### [THE REQUEST]
Provide the number of lines containing the word "components", and nothing else.

### [DATASET EXTRACT]
* BEGIN *
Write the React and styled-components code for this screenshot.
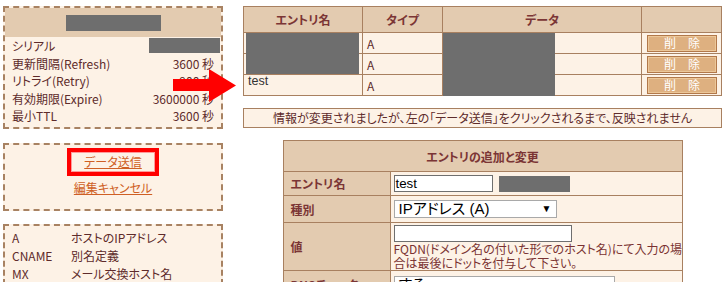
import React from "react";
import styled, { createGlobalStyle } from "styled-components";

const GlobalStyle = createGlobalStyle`
  html, body { margin: 0; padding: 0; background: #fff; }
  body {
    font-family: "Noto Sans CJK JP", "Liberation Sans", sans-serif;
    font-size: 12px;
    color: #5e2b2b;
    font-feature-settings: "palt";
  }
  * { box-sizing: border-box; }
`;

const C = {
  tan: "#e3cbb0",
  cream: "#fdf2e6",
  line: "#a88060",
  dash: "#a88262",
  text: "#5e2b2b",
  head: "#7b3535",
  grey: "#6e6e6e",
  link: "#cf5f24",
};

const Page = styled.div`
  position: relative;
  display: flex;
  align-items: flex-start;
  gap: 20px;
  width: 727px;
  height: 282px;
  padding: 6px 0 0 3px;
  overflow: hidden;
`;

const LeftCol = styled.div`
  width: 220px;
  display: flex;
  flex-direction: column;
`;

const Panel = styled.div`
  border: 2px dashed ${C.dash};
  background: ${C.cream};
  margin-top: ${(p) => p.$mt || 0}px;
`;

const PanelHead = styled.div`
  height: 29px;
  background: ${C.tan};
  display: flex;
  align-items: center;
  justify-content: center;
`;

const Redact = styled.div`
  background: ${C.grey};
  width: ${(p) => p.$w}px;
  height: ${(p) => p.$h}px;
  flex: none;
  margin-left: ${(p) => p.$ml || 0}px;
`;

const InfoBody = styled.div`
  padding: 0 7px 2px 7px;
`;

const InfoRow = styled.div`
  display: flex;
  justify-content: space-between;
  align-items: center;
  height: 17.6px;
  line-height: 17.6px;
  white-space: nowrap;
`;

const SerialBlock = styled(Redact)`
  margin-right: -6px;
  align-self: flex-start;
  margin-top: 1px;
`;

const LinkBox = styled.div`
  display: flex;
  flex-direction: column;
  align-items: center;
  padding: 3px 0 12px;
`;

const Highlight = styled.div`
  border: 4px solid #ff0000;
  box-shadow: inset 0 0 0 1px #ff9a9a;
  padding: 1px 13px;
  line-height: 18px;
`;

const TextLink = styled.a`
  color: ${C.link};
  text-decoration: underline;
  line-height: 18px;
  margin-top: ${(p) => p.$mt || 0}px;
  cursor: pointer;
`;

const TypeList = styled.div`
  display: grid;
  grid-template-columns: 59px auto;
  padding: 3px 7px 0;
  line-height: 18px;
`;

const RightCol = styled.div`
  width: 479px;
  display: flex;
  flex-direction: column;
`;

const GridTable = styled.div`
  position: relative;
  display: grid;
  grid-template-columns: ${(p) => p.$cols};
  grid-template-rows: ${(p) => p.$rows};
  gap: 1px;
  background: ${C.line};
  border: 1px solid ${C.line};
  width: ${(p) => p.$w}px;
  margin: ${(p) => p.$margin || 0};
`;

const Th = styled.div`
  background: ${C.tan};
  color: ${C.head};
  font-weight: 700;
  display: flex;
  align-items: center;
  justify-content: ${(p) => (p.$left ? "flex-start" : "center")};
  padding-left: ${(p) => (p.$left ? 7 : 0)}px;
  grid-column: ${(p) => (p.$span ? "1 / -1" : "auto")};
  white-space: nowrap;
`;

const Td = styled.div`
  background: ${C.cream};
  display: flex;
  align-items: ${(p) => (p.$top ? "flex-start" : "center")};
  padding-left: ${(p) => p.$pl ?? 4}px;
  overflow: hidden;
`;

const LatinText = styled.span`
  font-family: "Liberation Sans", Arial, sans-serif;
  font-size: 12.5px;
  color: #333;
  line-height: 13px;
  margin-top: 0px;
`;

const TypeText = styled.span`
  line-height: 14px;
  padding-top: 1px;
`;

const DelButton = styled.button`
  width: 70px;
  height: 17px;
  margin-left: 1px;
  padding: 0;
  border: 1px solid #b2784a;
  box-shadow: inset 0 0 0 1px #ecc799;
  background: #deb080;
  color: #fff;
  font-family: inherit;
  font-size: 12px;
  line-height: 14px;
  font-feature-settings: normal;
`;

const Overlay = styled.div`
  position: absolute;
  background: ${C.grey};
`;

const Notice = styled.div`
  margin-top: 12px;
  height: 20px;
  border: 1px solid ${C.line};
  background: ${C.cream};
  text-align: center;
  line-height: 18px;
  white-space: nowrap;
`;

const FieldCell = styled(Td)`
  flex-direction: ${(p) => (p.$col ? "column" : "row")};
  align-items: ${(p) => (p.$col ? "flex-start" : "center")};
  justify-content: flex-start;
  padding-top: ${(p) => p.$pt || 0}px;
  padding-left: 3px;
`;

const TextInput = styled.div`
  width: ${(p) => p.$w}px;
  height: 17px;
  border: 1px solid #6f6f6f;
  background: #fff;
  font-family: "Liberation Sans", Arial, sans-serif;
  font-size: 13.33px;
  line-height: 15px;
  color: #000;
  padding-left: 1px;
  flex: none;
`;

const FakeSelect = styled.div`
  width: ${(p) => p.$w}px;
  height: 18px;
  border: 1px solid #a9a9a9;
  background: #fff;
  display: flex;
  align-items: center;
  justify-content: space-between;
  padding: 0 4px 0 4px;
  font-family: "Liberation Sans", "Noto Sans CJK JP", sans-serif;
  font-size: 15px;
  color: #000;
  line-height: 16px;
  flex: none;
`;

const SelArrow = styled.span`
  font-size: 10px;
  line-height: 10px;
`;

const Help = styled.div`
  color: #7a3232;
  line-height: 14px;
  white-space: nowrap;
`;

const Arrow = styled.svg`
  position: absolute;
  left: 173px;
  top: 69px;
`;

export default function App() {
  return (
    <>
      <GlobalStyle />
      <Page>
        <LeftCol>
          <Panel>
            <PanelHead>
              <Redact $w={95} $h={16} />
            </PanelHead>
            <InfoBody>
              <InfoRow>
                <span>シリアル</span>
                <SerialBlock $w={71} $h={15} />
              </InfoRow>
              <InfoRow>
                <span>更新間隔(Refresh)</span>
                <span>3600 秒</span>
              </InfoRow>
              <InfoRow>
                <span>リトライ(Retry)</span>
                <span>900 秒</span>
              </InfoRow>
              <InfoRow>
                <span>有効期限(Expire)</span>
                <span>3600000 秒</span>
              </InfoRow>
              <InfoRow>
                <span>最小TTL</span>
                <span>3600 秒</span>
              </InfoRow>
            </InfoBody>
          </Panel>

          <Panel $mt={14}>
            <LinkBox>
              <Highlight>
                <TextLink>データ送信</TextLink>
              </Highlight>
              <TextLink $mt={3}>編集キャンセル</TextLink>
            </LinkBox>
          </Panel>

          <Panel $mt={13}>
            <TypeList>
              <span>A</span>
              <span>ホストのIPアドレス</span>
              <span>CNAME</span>
              <span>別名定義</span>
              <span>MX</span>
              <span>メール交換ホスト名</span>
            </TypeList>
          </Panel>
        </LeftCol>

        <RightCol>
          <GridTable
            $w={479}
            $cols="118px 79px 198px 79px"
            $rows="25px 20px 20px 20px"
          >
            <Th>エントリ名</Th>
            <Th>タイプ</Th>
            <Th>データ</Th>
            <Th />

            <Td />
            <Td><TypeText>A</TypeText></Td>
            <Td />
            <Td><DelButton>削　除</DelButton></Td>

            <Td />
            <Td><TypeText>A</TypeText></Td>
            <Td />
            <Td><DelButton>削　除</DelButton></Td>

            <Td $top $pl={4}><LatinText>test</LatinText></Td>
            <Td><TypeText>A</TypeText></Td>
            <Td />
            <Td><DelButton>削　除</DelButton></Td>

            <Overlay style={{ left: 2, top: 26, width: 113, height: 41 }} />
            <Overlay style={{ left: 199, top: 26, width: 112, height: 63 }} />
          </GridTable>

          <Notice>
            情報が変更されましたが、左の「データ送信」をクリックされるまで、反映されません
          </Notice>

          <GridTable
            $w={400}
            $cols="106px 291px"
            $rows="30px 23px 26px 47px 26px"
            $margin="12px auto 0"
          >
            <Th $span>エントリの追加と変更</Th>

            <Th $left>エントリ名</Th>
            <FieldCell>
              <TextInput $w={99}>test</TextInput>
              <Redact $w={71} $h={16} $ml={6} />
            </FieldCell>

            <Th $left>種別</Th>
            <FieldCell>
              <FakeSelect $w={163}>
                <span>IPアドレス (A)</span>
                <SelArrow>▼</SelArrow>
              </FakeSelect>
            </FieldCell>

            <Th $left>値</Th>
            <FieldCell $col $pt={2}>
              <TextInput $w={178} />
              <Help>
                FQDN(ドメイン名の付いた形でのホスト名)にて入力の場
                <br />
                合は最後にドットを付与して下さい。
              </Help>
            </FieldCell>

            <Th $left>DNSチェック</Th>
            <FieldCell $col $pt={5}>
              <FakeSelect $w={221}>
                <span>する</span>
                <SelArrow>▼</SelArrow>
              </FakeSelect>
            </FieldCell>
          </GridTable>
        </RightCol>

        <Arrow width="64" height="34" viewBox="0 0 64 34">
          <polygon
            points="0,10 36,10 36,0 63,16.5 36,33 36,22 0,22"
            fill="#ff0000"
          />
        </Arrow>
      </Page>
    </>
  );
}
* END *
### [REPLY TO THE EXERCISE]
2